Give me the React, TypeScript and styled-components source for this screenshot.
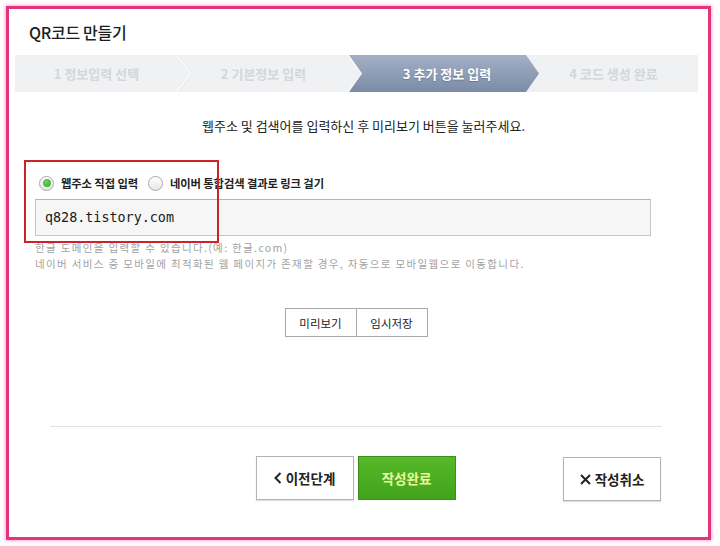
import styled, { createGlobalStyle } from "styled-components";

const GlobalStyle = createGlobalStyle`
  body {
    margin: 0;
    background: #ffffff;
    font-family: "Noto Sans CJK KR", "Noto Sans", sans-serif;
  }
`;

const Page = styled.div`
  width: 720px;
  height: 546px;
  padding: 6px;
  box-sizing: border-box;
`;

const Frame = styled.div`
  width: 705px;
  height: 534px;
  box-sizing: border-box;
  border: 3px solid #e4347e;
  box-shadow: 0 0 3px 1px rgba(245, 110, 190, 0.55);
  background: #fff;
  display: flex;
  flex-direction: column;
`;

const Header = styled.div`
  height: 46px;
  display: flex;
  align-items: center;
  padding-left: 20px;
  font-size: 16px;
  font-weight: 500;
  color: #1d1d1d;
  letter-spacing: -0.3px;
`;

const StepBar = styled.div`
  display: flex;
  height: 37px;
  margin: 0 10px 0 6px;
  background: #f0f1f3;
`;

const Step = styled.div<{ $width?: number; $active?: boolean }>`
  position: relative;
  flex: ${(p) => (p.$width ? `0 0 ${p.$width}px` : "1")};
  display: flex;
  align-items: center;
  justify-content: center;
  font-size: 13px;
  font-weight: 700;
  color: ${(p) => (p.$active ? "#ffffff" : "#d4d6da")};
  ${(p) =>
    p.$active &&
    `
    margin-right: -13px;
    padding-left: 6px;
    background: linear-gradient(#a3b0c4, #7b8ca7);
    clip-path: polygon(0 0, calc(100% - 13px) 0, 100% 50%, calc(100% - 13px) 100%, 0 100%, 13px 50%);
    text-shadow: 0 1px 1px rgba(60, 70, 90, 0.35);
  `}
`;

const StepLast = styled(Step)`
  padding-left: 3px;
`;

const Chevron = styled.svg`
  position: absolute;
  left: 100%;
  top: 0;
  overflow: visible;
`;

const StepChevron = () => (
  <Chevron width="15" height="37" viewBox="0 0 15 37">
    <polyline points="0,0 14,18.5 0,37" fill="none" stroke="#dcdee2" strokeWidth="1" />
    <polyline points="-1,0 13,18.5 -1,37" fill="none" stroke="#ffffff" strokeWidth="1.2" />
  </Chevron>
);

const Notice = styled.p`
  margin: 26px 0 0;
  line-height: 16px;
  font-size: 13px;
  text-align: center;
  color: #222;
  padding-left: 10px;
`;

const FormArea = styled.div`
  position: relative;
  margin: 40px 57px 0 26px;
`;

const Highlight = styled.div`
  position: absolute;
  left: -11px;
  top: -14px;
  width: 195px;
  height: 83px;
  box-sizing: border-box;
  border: 2px solid #cc2329;
  pointer-events: none;
`;

const RadioRow = styled.div`
  display: flex;
  align-items: center;
  height: 18px;
  padding-left: 4px;
`;

const RadioLabel = styled.label`
  display: flex;
  align-items: center;
  gap: 7px;
  margin-right: 10px;
  font-size: 11.3px;
  font-weight: 700;
  color: #222;
  letter-spacing: -0.1px;
`;

const RadioDot = styled.span<{ $checked?: boolean }>`
  width: 15px;
  height: 15px;
  box-sizing: border-box;
  border-radius: 50%;
  border: 1px solid #a9a9a9;
  background: linear-gradient(#ffffff, #e6e6e6);
  display: flex;
  align-items: center;
  justify-content: center;
  &::after {
    content: "";
    display: ${(p) => (p.$checked ? "block" : "none")};
    width: 8px;
    height: 8px;
    border-radius: 50%;
    background: radial-gradient(circle at 40% 35%, #6fd35f, #2fa52a);
  }
`;

const UrlInput = styled.div`
  margin-top: 7px;
  height: 37px;
  box-sizing: border-box;
  border: 1px solid #c6c6c6;
  border-top-color: #b5b5b5;
  background: #f6f6f6;
  display: flex;
  align-items: center;
  padding-left: 9px;
  font-family: "DejaVu Sans Mono", "Liberation Mono", monospace;
  font-size: 13.4px;
  color: #1a1a1a;
`;

const Hints = styled.div`
  margin-top: 4px;
  font-size: 10.5px;
  line-height: 15.5px;
  color: #a2a2a2;
  letter-spacing: 1.35px;
`;

const MiniGroup = styled.div`
  display: flex;
  justify-content: center;
  margin: 37px 46px 0 41px;
`;

const MiniButton = styled.button`
  width: 72px;
  height: 29px;
  box-sizing: border-box;
  border: 1px solid #a8a8a8;
  background: #fff;
  font-family: inherit;
  font-size: 11.5px;
  color: #222;
  padding: 0;
  & + & {
    margin-left: -1px;
  }
`;

const Divider = styled.hr`
  margin: 89px 46px 0 41px;
  border: 0;
  border-top: 1px solid #e2e2e2;
  height: 0;
`;

const Footer = styled.div`
  display: grid;
  grid-template-columns: 1fr auto 1fr;
  margin: 29px 47px 0 41px;
`;

const FooterMain = styled.div`
  grid-column: 2;
  display: flex;
  gap: 4px;
`;

const FooterSide = styled.div`
  grid-column: 3;
  display: flex;
  justify-content: flex-end;
  padding-top: 1px;
`;

const BigButton = styled.button<{ $primary?: boolean }>`
  width: 98px;
  height: 44px;
  box-sizing: border-box;
  padding: 0;
  display: flex;
  align-items: center;
  justify-content: center;
  gap: 4px;
  font-family: inherit;
  font-size: 13.5px;
  font-weight: 700;
  border: 1px solid ${(p) => (p.$primary ? "#3c8f1b" : "#b3b3b3")};
  background: ${(p) => (p.$primary ? "linear-gradient(#55b928, #42a31c)" : "#fff")};
  color: ${(p) => (p.$primary ? "#eef79c" : "#222")};
  box-shadow: ${(p) => (p.$primary ? "none" : "0 1px 1px rgba(0,0,0,0.12)")};
`;

const BtnIcon = styled.svg`
  flex: none;
`;

export default function App() {
  return (
    <Page>
      <GlobalStyle />
      <Frame>
        <Header>QR코드 만들기</Header>
        <StepBar>
          <Step $width={163}>
            1 정보입력 선택
            <StepChevron />
          </Step>
          <Step $width={171}>
            2 기본정보 입력
            <StepChevron />
          </Step>
          <Step $width={184} $active>
            3 추가 정보 입력
          </Step>
          <StepLast>4 코드 생성 완료</StepLast>
        </StepBar>

        <Notice>웹주소 및 검색어를 입력하신 후 미리보기 버튼을 눌러주세요.</Notice>

        <FormArea>
          <RadioRow>
            <RadioLabel>
              <RadioDot $checked />
              웹주소 직접 입력
            </RadioLabel>
            <RadioLabel>
              <RadioDot />
              네이버 통합검색 결과로 링크 걸기
            </RadioLabel>
          </RadioRow>
          <UrlInput>q828.tistory.com</UrlInput>
          <Hints>
            한글 도메인을 입력할 수 있습니다.(예: 한글.com)
            <br />
            네이버 서비스 중 모바일에 최적화된 웹 페이지가 존재할 경우, 자동으로 모바일웹으로 이동합니다.
          </Hints>
          <Highlight />
        </FormArea>

        <MiniGroup>
          <MiniButton>미리보기</MiniButton>
          <MiniButton>임시저장</MiniButton>
        </MiniGroup>

        <Divider />

        <Footer>
          <FooterMain>
            <BigButton>
              <BtnIcon width="8" height="12" viewBox="0 0 8 12">
                <polyline points="6.5,1 1.5,6 6.5,11" fill="none" stroke="#222" strokeWidth="2" />
              </BtnIcon>
              이전단계
            </BigButton>
            <BigButton $primary>작성완료</BigButton>
          </FooterMain>
          <FooterSide>
            <BigButton>
              <BtnIcon width="11" height="11" viewBox="0 0 11 11">
                <path d="M1 1 L10 10 M10 1 L1 10" stroke="#222" strokeWidth="2" />
              </BtnIcon>
              작성취소
            </BigButton>
          </FooterSide>
        </Footer>
      </Frame>
    </Page>
  );
}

**DESCRIPTION OF THE TASK:**
Copy every line of the data exactly as written, excluding the pictures.

**EXERCISE SOLUTION:**
Give me the React, TypeScript and styled-components source for this screenshot.
import styled, { createGlobalStyle } from "styled-components";

const GlobalStyle = createGlobalStyle`
  body {
    margin: 0;
    background: #ffffff;
    font-family: "Noto Sans CJK KR", "Noto Sans", sans-serif;
  }
`;

const Page = styled.div`
  width: 720px;
  height: 546px;
  padding: 6px;
  box-sizing: border-box;
`;

const Frame = styled.div`
  width: 705px;
  height: 534px;
  box-sizing: border-box;
  border: 3px solid #e4347e;
  box-shadow: 0 0 3px 1px rgba(245, 110, 190, 0.55);
  background: #fff;
  display: flex;
  flex-direction: column;
`;

const Header = styled.div`
  height: 46px;
  display: flex;
  align-items: center;
  padding-left: 20px;
  font-size: 16px;
  font-weight: 500;
  color: #1d1d1d;
  letter-spacing: -0.3px;
`;

const StepBar = styled.div`
  display: flex;
  height: 37px;
  margin: 0 10px 0 6px;
  background: #f0f1f3;
`;

const Step = styled.div<{ $width?: number; $active?: boolean }>`
  position: relative;
  flex: ${(p) => (p.$width ? `0 0 ${p.$width}px` : "1")};
  display: flex;
  align-items: center;
  justify-content: center;
  font-size: 13px;
  font-weight: 700;
  color: ${(p) => (p.$active ? "#ffffff" : "#d4d6da")};
  ${(p) =>
    p.$active &&
    `
    margin-right: -13px;
    padding-left: 6px;
    background: linear-gradient(#a3b0c4, #7b8ca7);
    clip-path: polygon(0 0, calc(100% - 13px) 0, 100% 50%, calc(100% - 13px) 100%, 0 100%, 13px 50%);
    text-shadow: 0 1px 1px rgba(60, 70, 90, 0.35);
  `}
`;

const StepLast = styled(Step)`
  padding-left: 3px;
`;

const Chevron = styled.svg`
  position: absolute;
  left: 100%;
  top: 0;
  overflow: visible;
`;

const StepChevron = () => (
  <Chevron width="15" height="37" viewBox="0 0 15 37">
    <polyline points="0,0 14,18.5 0,37" fill="none" stroke="#dcdee2" strokeWidth="1" />
    <polyline points="-1,0 13,18.5 -1,37" fill="none" stroke="#ffffff" strokeWidth="1.2" />
  </Chevron>
);

const Notice = styled.p`
  margin: 26px 0 0;
  line-height: 16px;
  font-size: 13px;
  text-align: center;
  color: #222;
  padding-left: 10px;
`;

const FormArea = styled.div`
  position: relative;
  margin: 40px 57px 0 26px;
`;

const Highlight = styled.div`
  position: absolute;
  left: -11px;
  top: -14px;
  width: 195px;
  height: 83px;
  box-sizing: border-box;
  border: 2px solid #cc2329;
  pointer-events: none;
`;

const RadioRow = styled.div`
  display: flex;
  align-items: center;
  height: 18px;
  padding-left: 4px;
`;

const RadioLabel = styled.label`
  display: flex;
  align-items: center;
  gap: 7px;
  margin-right: 10px;
  font-size: 11.3px;
  font-weight: 700;
  color: #222;
  letter-spacing: -0.1px;
`;

const RadioDot = styled.span<{ $checked?: boolean }>`
  width: 15px;
  height: 15px;
  box-sizing: border-box;
  border-radius: 50%;
  border: 1px solid #a9a9a9;
  background: linear-gradient(#ffffff, #e6e6e6);
  display: flex;
  align-items: center;
  justify-content: center;
  &::after {
    content: "";
    display: ${(p) => (p.$checked ? "block" : "none")};
    width: 8px;
    height: 8px;
    border-radius: 50%;
    background: radial-gradient(circle at 40% 35%, #6fd35f, #2fa52a);
  }
`;

const UrlInput = styled.div`
  margin-top: 7px;
  height: 37px;
  box-sizing: border-box;
  border: 1px solid #c6c6c6;
  border-top-color: #b5b5b5;
  background: #f6f6f6;
  display: flex;
  align-items: center;
  padding-left: 9px;
  font-family: "DejaVu Sans Mono", "Liberation Mono", monospace;
  font-size: 13.4px;
  color: #1a1a1a;
`;

const Hints = styled.div`
  margin-top: 4px;
  font-size: 10.5px;
  line-height: 15.5px;
  color: #a2a2a2;
  letter-spacing: 1.35px;
`;

const MiniGroup = styled.div`
  display: flex;
  justify-content: center;
  margin: 37px 46px 0 41px;
`;

const MiniButton = styled.button`
  width: 72px;
  height: 29px;
  box-sizing: border-box;
  border: 1px solid #a8a8a8;
  background: #fff;
  font-family: inherit;
  font-size: 11.5px;
  color: #222;
  padding: 0;
  & + & {
    margin-left: -1px;
  }
`;

const Divider = styled.hr`
  margin: 89px 46px 0 41px;
  border: 0;
  border-top: 1px solid #e2e2e2;
  height: 0;
`;

const Footer = styled.div`
  display: grid;
  grid-template-columns: 1fr auto 1fr;
  margin: 29px 47px 0 41px;
`;

const FooterMain = styled.div`
  grid-column: 2;
  display: flex;
  gap: 4px;
`;

const FooterSide = styled.div`
  grid-column: 3;
  display: flex;
  justify-content: flex-end;
  padding-top: 1px;
`;

const BigButton = styled.button<{ $primary?: boolean }>`
  width: 98px;
  height: 44px;
  box-sizing: border-box;
  padding: 0;
  display: flex;
  align-items: center;
  justify-content: center;
  gap: 4px;
  font-family: inherit;
  font-size: 13.5px;
  font-weight: 700;
  border: 1px solid ${(p) => (p.$primary ? "#3c8f1b" : "#b3b3b3")};
  background: ${(p) => (p.$primary ? "linear-gradient(#55b928, #42a31c)" : "#fff")};
  color: ${(p) => (p.$primary ? "#eef79c" : "#222")};
  box-shadow: ${(p) => (p.$primary ? "none" : "0 1px 1px rgba(0,0,0,0.12)")};
`;

const BtnIcon = styled.svg`
  flex: none;
`;

export default function App() {
  return (
    <Page>
      <GlobalStyle />
      <Frame>
        <Header>QR코드 만들기</Header>
        <StepBar>
          <Step $width={163}>
            1 정보입력 선택
            <StepChevron />
          </Step>
          <Step $width={171}>
            2 기본정보 입력
            <StepChevron />
          </Step>
          <Step $width={184} $active>
            3 추가 정보 입력
          </Step>
          <StepLast>4 코드 생성 완료</StepLast>
        </StepBar>

        <Notice>웹주소 및 검색어를 입력하신 후 미리보기 버튼을 눌러주세요.</Notice>

        <FormArea>
          <RadioRow>
            <RadioLabel>
              <RadioDot $checked />
              웹주소 직접 입력
            </RadioLabel>
            <RadioLabel>
              <RadioDot />
              네이버 통합검색 결과로 링크 걸기
            </RadioLabel>
          </RadioRow>
          <UrlInput>q828.tistory.com</UrlInput>
          <Hints>
            한글 도메인을 입력할 수 있습니다.(예: 한글.com)
            <br />
            네이버 서비스 중 모바일에 최적화된 웹 페이지가 존재할 경우, 자동으로 모바일웹으로 이동합니다.
          </Hints>
          <Highlight />
        </FormArea>

        <MiniGroup>
          <MiniButton>미리보기</MiniButton>
          <MiniButton>임시저장</MiniButton>
        </MiniGroup>

        <Divider />

        <Footer>
          <FooterMain>
            <BigButton>
              <BtnIcon width="8" height="12" viewBox="0 0 8 12">
                <polyline points="6.5,1 1.5,6 6.5,11" fill="none" stroke="#222" strokeWidth="2" />
              </BtnIcon>
              이전단계
            </BigButton>
            <BigButton $primary>작성완료</BigButton>
          </FooterMain>
          <FooterSide>
            <BigButton>
              <BtnIcon width="11" height="11" viewBox="0 0 11 11">
                <path d="M1 1 L10 10 M10 1 L1 10" stroke="#222" strokeWidth="2" />
              </BtnIcon>
              작성취소
            </BigButton>
          </FooterSide>
        </Footer>
      </Frame>
    </Page>
  );
}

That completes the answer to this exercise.